Tobacco companies may cut back on ads

The Associated Press

Leaders of two big cigarette companies are ready to make a deal.

Abandoning their all-out defense of cigarettes, the nation's two biggest tobacco companies now seem willing to cut their legal losses for up to $300 billion and retire Joe Camel and the Marlboro Man if the government backs off its threat to regulate nicotine.

RJR Nabisco and Philip Morris executives are in early talks with the attorneys general of eight states in hopes of winning blanket protection from lawsuits over smoking-related health problems, it was disclosed yesterday.

In return, the cigarette companies would pay hundreds of billions of dollars and agree to cut back on ads, especially ones like Joe Camel that appeal to children and those that depict people, such as the Marlboro Man.

The cigarette companies' willingness to even consider such concessions marks a startling turnaround. For decades, the tobacco industry has fought a no-retreat battle on all fronts.

In the past few years, however, the industry has been barraged with lawsuits filed by 22 states and countless individuals, and the litigation is hurting stock prices and taking management attention away from the business of selling cigarettes.

"I think the tobacco industry is in big trouble and they know it, so they are finally beginning to come to the table," Minnesota Attorney General Hubert Humphrey III said. "I think their proposals still fall short of what we'd be interested in."

A sticking point is whether the Food and Drug Administration would get the right to regulate the nicotine levels in cigarettes to make them less addictive.

The tobacco companies adamantly oppose such regulation for fear that once the FDA gets the power to regulate tobacco, it will try to ban it.

Reports of negotiations between the tobacco companies, attorneys general and anti-tobacco lawyers aimed at settling health-related lawsuits began a few months ago. Bloomberg News reported in February that such talks were taking place and the White House was monitoring them.

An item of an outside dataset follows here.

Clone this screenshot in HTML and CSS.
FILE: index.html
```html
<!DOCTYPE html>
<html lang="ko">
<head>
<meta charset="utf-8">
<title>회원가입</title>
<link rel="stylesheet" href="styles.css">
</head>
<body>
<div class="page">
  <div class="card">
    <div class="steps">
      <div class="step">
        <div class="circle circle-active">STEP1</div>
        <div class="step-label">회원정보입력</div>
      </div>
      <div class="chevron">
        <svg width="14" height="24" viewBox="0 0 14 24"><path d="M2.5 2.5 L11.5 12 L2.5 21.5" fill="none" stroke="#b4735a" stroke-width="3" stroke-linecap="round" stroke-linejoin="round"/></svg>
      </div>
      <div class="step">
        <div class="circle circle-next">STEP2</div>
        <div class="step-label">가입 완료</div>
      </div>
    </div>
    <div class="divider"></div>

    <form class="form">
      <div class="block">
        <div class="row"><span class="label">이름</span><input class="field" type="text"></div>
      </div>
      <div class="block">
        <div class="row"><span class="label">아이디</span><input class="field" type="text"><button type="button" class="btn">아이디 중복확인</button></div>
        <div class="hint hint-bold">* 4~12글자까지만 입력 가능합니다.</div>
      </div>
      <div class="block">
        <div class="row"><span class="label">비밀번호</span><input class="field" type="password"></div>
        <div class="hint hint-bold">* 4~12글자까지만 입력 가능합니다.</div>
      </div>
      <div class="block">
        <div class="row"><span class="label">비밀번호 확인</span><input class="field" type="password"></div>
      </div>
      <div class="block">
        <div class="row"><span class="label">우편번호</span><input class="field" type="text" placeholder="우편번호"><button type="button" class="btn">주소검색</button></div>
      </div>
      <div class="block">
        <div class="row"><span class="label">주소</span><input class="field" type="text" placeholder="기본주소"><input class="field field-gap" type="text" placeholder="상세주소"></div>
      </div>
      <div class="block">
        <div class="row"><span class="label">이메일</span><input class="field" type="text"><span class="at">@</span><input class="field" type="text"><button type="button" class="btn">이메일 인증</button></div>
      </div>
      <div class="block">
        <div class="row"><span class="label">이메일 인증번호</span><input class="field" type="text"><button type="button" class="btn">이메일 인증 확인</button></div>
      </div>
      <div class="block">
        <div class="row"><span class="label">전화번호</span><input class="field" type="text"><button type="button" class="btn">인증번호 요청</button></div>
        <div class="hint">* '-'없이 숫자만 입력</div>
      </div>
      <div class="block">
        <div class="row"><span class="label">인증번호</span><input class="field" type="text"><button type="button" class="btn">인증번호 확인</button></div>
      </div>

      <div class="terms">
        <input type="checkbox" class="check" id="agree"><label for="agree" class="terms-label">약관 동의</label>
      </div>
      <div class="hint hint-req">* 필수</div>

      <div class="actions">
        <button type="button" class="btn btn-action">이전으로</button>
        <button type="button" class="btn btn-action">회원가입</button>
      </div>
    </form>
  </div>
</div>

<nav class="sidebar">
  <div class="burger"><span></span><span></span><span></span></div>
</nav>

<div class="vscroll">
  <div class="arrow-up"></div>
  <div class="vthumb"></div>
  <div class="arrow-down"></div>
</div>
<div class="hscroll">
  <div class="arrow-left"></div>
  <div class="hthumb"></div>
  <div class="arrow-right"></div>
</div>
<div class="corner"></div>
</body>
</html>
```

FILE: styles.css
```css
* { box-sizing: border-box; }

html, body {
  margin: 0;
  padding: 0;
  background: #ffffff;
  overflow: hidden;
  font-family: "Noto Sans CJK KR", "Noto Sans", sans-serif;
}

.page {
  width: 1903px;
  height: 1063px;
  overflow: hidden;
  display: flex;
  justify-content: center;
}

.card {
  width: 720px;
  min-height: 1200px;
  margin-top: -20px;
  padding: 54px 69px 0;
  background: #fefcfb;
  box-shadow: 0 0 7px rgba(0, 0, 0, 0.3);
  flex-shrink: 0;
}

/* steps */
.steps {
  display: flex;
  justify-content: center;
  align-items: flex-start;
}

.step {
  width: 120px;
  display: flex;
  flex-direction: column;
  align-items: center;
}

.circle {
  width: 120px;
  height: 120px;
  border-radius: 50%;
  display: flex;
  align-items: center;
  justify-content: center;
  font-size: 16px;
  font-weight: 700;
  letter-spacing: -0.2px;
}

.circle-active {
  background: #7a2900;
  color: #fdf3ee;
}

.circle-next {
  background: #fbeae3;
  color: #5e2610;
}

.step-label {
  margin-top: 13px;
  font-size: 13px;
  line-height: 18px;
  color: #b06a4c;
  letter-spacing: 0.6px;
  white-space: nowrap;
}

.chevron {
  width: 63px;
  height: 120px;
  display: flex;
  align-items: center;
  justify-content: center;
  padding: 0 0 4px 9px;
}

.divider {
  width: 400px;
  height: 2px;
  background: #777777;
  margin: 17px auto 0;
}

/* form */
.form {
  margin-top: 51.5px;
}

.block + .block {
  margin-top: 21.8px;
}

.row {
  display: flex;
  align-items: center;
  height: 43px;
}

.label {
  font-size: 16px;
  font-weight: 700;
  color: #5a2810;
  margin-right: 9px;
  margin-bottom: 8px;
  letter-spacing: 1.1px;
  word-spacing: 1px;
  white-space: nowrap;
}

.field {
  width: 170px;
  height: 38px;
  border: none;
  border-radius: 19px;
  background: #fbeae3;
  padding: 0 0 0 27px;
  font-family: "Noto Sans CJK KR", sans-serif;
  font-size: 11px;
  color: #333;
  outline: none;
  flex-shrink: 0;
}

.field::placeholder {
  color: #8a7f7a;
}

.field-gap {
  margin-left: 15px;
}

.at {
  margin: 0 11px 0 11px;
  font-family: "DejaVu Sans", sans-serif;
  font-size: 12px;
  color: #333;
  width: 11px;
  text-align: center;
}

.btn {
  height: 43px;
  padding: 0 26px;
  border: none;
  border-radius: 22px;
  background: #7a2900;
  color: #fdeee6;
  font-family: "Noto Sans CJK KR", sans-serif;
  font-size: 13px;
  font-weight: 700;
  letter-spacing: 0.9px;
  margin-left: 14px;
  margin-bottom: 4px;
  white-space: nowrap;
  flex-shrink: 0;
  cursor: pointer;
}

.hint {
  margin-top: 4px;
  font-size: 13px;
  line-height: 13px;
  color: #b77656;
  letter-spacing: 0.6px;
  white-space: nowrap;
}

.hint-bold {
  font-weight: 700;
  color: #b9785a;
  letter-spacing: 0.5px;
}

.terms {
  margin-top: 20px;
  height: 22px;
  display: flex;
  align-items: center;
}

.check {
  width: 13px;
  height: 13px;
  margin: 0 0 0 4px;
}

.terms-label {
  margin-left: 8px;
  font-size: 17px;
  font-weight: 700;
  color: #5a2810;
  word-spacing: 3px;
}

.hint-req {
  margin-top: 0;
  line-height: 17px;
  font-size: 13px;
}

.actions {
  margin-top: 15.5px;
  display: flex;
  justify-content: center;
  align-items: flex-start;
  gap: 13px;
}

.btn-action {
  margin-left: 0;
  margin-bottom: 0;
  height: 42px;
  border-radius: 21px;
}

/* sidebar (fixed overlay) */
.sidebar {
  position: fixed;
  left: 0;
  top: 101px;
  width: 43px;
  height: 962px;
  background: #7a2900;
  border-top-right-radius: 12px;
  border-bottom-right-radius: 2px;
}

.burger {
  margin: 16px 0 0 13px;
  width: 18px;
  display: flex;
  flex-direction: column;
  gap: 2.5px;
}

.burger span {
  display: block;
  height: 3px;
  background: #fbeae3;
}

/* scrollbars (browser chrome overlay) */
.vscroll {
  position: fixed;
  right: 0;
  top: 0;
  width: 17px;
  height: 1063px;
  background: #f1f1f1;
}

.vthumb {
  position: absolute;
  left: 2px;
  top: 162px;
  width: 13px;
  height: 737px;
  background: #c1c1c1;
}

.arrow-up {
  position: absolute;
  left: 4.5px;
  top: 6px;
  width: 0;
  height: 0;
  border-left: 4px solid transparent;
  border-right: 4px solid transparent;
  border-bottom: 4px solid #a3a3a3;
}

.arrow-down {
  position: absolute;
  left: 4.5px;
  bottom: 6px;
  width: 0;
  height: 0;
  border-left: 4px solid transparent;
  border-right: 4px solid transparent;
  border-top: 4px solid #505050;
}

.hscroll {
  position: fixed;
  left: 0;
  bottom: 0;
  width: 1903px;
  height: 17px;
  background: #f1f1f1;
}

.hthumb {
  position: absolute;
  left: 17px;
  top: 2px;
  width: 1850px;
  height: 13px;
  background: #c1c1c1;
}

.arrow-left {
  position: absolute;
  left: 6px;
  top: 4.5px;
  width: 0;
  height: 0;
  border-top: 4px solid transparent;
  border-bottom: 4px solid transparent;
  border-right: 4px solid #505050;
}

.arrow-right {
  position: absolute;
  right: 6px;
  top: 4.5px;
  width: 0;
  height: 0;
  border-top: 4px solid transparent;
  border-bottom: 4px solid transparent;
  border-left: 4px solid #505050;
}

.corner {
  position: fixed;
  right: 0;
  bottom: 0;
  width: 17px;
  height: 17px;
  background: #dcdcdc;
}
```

But news that the top executives of RJR Nabisco and Philip Morris were personally attending such talks, reported yesterday by The Wall Street Journal, sparked a 10 percent rally in cigarette company stocks and boosted investor hopes of a settlement, which would lift a cloud hanging over the tobacco companies.

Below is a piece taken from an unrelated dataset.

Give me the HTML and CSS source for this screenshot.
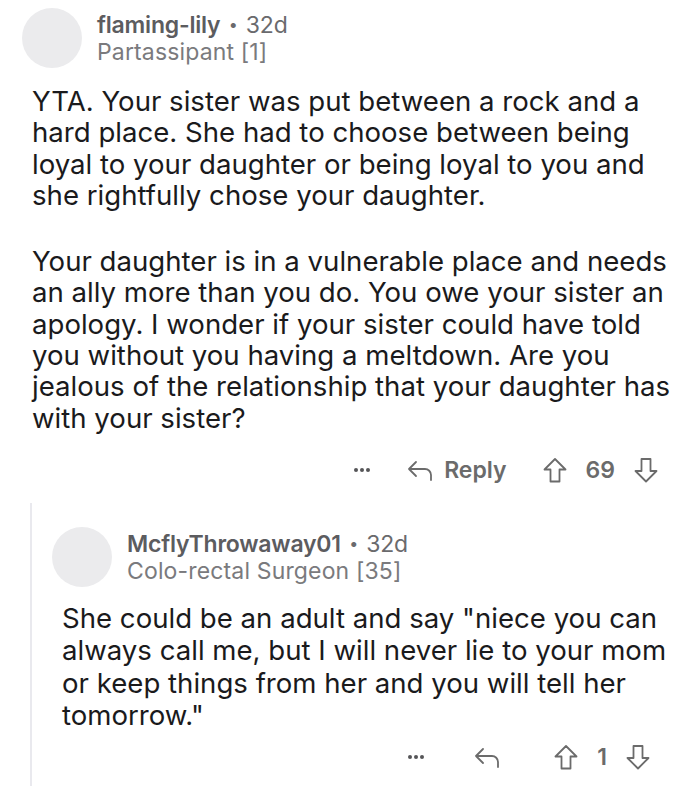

Industry analysts have said that tobacco companies, which had revenue of about $45 billion last year, could finance a big settlement simply by raising cigarette prices.

"A resolution of this issue is important to our shareholders, our customers and our country," RJR Nabisco Chair Steven Goldstone told a stockholder meeting yesterday in Winston-Salem, N.C. "But it has to be fair and it has to be reasonable."

The amount of a settlement is also among the sticking points.

"The industry is in the low 2's and the plaintiffs are in the upper 3's. There is no consensus on the money," said a source close to the negotiations, who spoke on condition of anonymity.

Also under discussion is the establishment of a fund from which smokers could seek payments. They would be banned from suing the cigarette companies.

Protection from lawsuits would require an act of Congress, and that's another one of the unresolved issues that could still sink the talks.

"It's extraordinarily unlikely that any agreement could escape contentious congressional hearings," the source said.

Democratic Sen. Dick Durbin of Illinois, a longtime tobacco opponent, said he is skeptical of the industry's proposals and will review them carefully if they land on Capitol Hill.

"The great wall of tobacco is coming down," Durbin said. "Tobacco companies are in a hurry to get out of court, off the front pages of newspapers and back to the business of making billions of dollars in profit."